Cracker Barrel latest Portland casualty for stores shuttering amid crime wave
By Emma Colton
A Portland Cracker Barrel abruptly shut down this week, with employees reporting that the closure is due to security issues in the area.
“There’s a lot of theft,” local man Steve Goodwin told KGW when news of the closure spread in town. “People on drugs.”
Cracker Barrel confirmed to Fox News Digital on Wednesday that its location at the Jantzen Beach mall shuttered, explaining the company made the decision after evaluating “the performance” of the store.
“As a standard course of business, we continually evaluate the performance of our stores, using various criteria to ensure we are meeting the needs of our guests and our business. With that, we have made the difficult decision to close our Jantzen Beach, Oregon Cracker Barrel location,” a representative told Fox News Digital.
The statement did not say which criteria was used to evaluate the store, and noted the chain is now focused on “assisting our employees during this transition.”
Employees, however, were able to shed more light on the closure. They explained to KGW that they were called to an emergency meeting held by management on Monday and told the closure was due to security issues, KGW reported.
The area of Portland is littered with drug paraphernalia, clothes tags on the streets, and abandoned shopping carts, according to the local outlet.
The closure came as a shock to diners who tried to visit the location on Tuesday, and other locals who thought non-violent crimes would not impact businesses.
“I would think a retail restaurant wouldn’t be impacted that much by the crime and drug problems and that sort of thing,” neighbor Ron Schmidt told KGW.
Portland has been struggling with rampant crime in recent years.
Researchers for the California Partnership for Safe Communities compiled crime data from Portland earlier this year, specifically examining homicides and non-fatal shootings from 2019 to 2021. The data found that there was a 144% increase in homicides from January 2019 to June 2021 while non-fatal shootings increase by 241% from January 2019 to December 2021.
The violent crimes began ticking up in 2019, with 36 homicides that year compared to 26 in 2018. The city had held a 20-year average of 28 homicides per year, with 2004 as the outlier at 29 homicides.

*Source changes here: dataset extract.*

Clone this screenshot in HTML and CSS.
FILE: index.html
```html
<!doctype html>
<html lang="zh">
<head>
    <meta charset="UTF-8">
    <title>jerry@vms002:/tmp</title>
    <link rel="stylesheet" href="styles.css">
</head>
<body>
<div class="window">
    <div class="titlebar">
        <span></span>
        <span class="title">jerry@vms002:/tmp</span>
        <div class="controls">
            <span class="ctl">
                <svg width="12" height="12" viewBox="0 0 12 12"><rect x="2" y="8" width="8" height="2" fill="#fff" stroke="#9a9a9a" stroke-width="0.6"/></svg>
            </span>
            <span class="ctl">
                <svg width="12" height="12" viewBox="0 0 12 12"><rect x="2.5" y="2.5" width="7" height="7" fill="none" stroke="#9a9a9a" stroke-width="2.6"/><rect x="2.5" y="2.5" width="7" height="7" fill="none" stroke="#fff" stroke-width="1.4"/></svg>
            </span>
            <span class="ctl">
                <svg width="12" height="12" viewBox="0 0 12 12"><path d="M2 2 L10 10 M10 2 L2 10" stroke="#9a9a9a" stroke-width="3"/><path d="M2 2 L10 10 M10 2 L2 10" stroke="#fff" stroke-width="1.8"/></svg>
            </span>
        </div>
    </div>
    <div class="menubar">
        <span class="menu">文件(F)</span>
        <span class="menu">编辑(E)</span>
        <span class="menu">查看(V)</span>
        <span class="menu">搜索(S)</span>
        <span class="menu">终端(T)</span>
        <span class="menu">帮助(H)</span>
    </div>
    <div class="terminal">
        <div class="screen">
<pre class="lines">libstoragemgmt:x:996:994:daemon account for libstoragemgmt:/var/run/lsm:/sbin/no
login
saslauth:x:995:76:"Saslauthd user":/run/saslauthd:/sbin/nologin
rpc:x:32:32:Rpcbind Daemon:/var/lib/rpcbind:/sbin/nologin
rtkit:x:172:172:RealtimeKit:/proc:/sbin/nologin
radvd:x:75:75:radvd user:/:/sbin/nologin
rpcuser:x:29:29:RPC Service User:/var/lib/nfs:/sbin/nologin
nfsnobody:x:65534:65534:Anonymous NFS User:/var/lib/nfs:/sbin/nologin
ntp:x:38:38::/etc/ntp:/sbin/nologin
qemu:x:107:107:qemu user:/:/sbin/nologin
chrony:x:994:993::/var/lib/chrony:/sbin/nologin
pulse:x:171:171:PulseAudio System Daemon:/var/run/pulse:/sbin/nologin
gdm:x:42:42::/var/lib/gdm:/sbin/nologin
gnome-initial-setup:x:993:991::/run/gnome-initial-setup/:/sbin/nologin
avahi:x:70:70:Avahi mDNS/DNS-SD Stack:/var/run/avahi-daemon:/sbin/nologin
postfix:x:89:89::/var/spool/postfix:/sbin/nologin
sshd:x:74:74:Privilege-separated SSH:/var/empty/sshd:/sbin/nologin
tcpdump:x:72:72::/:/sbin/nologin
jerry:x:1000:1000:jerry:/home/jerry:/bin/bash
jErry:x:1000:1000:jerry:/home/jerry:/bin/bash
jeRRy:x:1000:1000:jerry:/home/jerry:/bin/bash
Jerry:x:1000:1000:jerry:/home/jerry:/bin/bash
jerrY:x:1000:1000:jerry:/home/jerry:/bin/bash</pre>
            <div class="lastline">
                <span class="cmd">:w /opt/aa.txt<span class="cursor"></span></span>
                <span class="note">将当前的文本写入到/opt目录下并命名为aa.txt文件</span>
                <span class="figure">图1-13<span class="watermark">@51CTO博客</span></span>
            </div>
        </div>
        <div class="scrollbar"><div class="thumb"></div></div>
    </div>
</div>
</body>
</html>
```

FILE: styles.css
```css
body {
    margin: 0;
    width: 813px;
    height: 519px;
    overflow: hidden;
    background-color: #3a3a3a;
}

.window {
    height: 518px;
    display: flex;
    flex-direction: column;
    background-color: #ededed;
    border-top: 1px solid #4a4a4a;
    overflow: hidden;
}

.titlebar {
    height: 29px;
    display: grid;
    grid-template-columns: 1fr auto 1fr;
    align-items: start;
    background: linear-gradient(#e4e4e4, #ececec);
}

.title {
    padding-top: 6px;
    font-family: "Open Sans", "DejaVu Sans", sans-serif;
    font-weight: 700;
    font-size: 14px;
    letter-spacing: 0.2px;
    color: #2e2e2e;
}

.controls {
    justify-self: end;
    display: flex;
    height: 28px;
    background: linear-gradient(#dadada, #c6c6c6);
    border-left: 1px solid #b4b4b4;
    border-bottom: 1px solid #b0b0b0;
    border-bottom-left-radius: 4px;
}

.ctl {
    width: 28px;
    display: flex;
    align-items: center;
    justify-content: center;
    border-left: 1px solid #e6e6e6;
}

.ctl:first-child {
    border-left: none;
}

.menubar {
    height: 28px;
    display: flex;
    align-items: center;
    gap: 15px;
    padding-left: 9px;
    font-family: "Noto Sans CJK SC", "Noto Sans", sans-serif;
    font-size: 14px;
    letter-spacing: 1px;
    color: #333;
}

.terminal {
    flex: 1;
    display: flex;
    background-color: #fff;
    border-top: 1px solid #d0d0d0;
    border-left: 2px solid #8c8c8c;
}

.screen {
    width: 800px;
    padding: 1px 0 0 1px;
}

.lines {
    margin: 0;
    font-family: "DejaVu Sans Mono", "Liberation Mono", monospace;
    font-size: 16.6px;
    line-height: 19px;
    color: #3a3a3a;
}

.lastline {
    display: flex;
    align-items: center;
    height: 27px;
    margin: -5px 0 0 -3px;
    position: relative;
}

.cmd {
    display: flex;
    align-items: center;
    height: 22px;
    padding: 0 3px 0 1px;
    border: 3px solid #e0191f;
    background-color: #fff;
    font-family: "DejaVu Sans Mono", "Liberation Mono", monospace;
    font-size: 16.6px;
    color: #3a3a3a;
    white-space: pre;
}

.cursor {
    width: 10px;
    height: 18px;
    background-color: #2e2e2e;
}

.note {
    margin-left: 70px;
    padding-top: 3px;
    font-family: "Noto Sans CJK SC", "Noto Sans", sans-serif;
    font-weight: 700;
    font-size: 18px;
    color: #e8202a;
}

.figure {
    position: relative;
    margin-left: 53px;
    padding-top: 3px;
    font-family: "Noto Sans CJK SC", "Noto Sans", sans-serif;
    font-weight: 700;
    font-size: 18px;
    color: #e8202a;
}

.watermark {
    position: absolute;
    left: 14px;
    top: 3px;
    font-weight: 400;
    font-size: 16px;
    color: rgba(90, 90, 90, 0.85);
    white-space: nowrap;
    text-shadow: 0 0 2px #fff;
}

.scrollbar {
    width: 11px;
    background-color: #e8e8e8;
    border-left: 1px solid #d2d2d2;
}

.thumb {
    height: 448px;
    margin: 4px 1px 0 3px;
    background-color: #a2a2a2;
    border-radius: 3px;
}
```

That average was soon obliterated when the data showed 2020 notched a 58% increase in homicides compared to the year prior, at 57 deaths, and 2021 recorded a 54% increase, at 88 homicides. The number of homicides in 2021 was a 238% increase from numbers recorded in 2018.
Crime issues have prompted other businesses in the city to close or move to safer areas with more foot traffic.
“Being downtown was a big part of the identity of the store,” Jason Leivian, owner of Floating World Comics, told KPTV this week when explaining he moved the store from downtown Portland to a shopping mall in the city.
Leivian said that he’s watched crime tick up in downtown Portland since 2020, and noted that foot traffic has also dwindled, motivating him to make the move.
“I don’t think it’s coming back anytime soon, maybe in a couple of years or so,” Leivian said. “But who knows? I waited two years and this is where we’re at now.”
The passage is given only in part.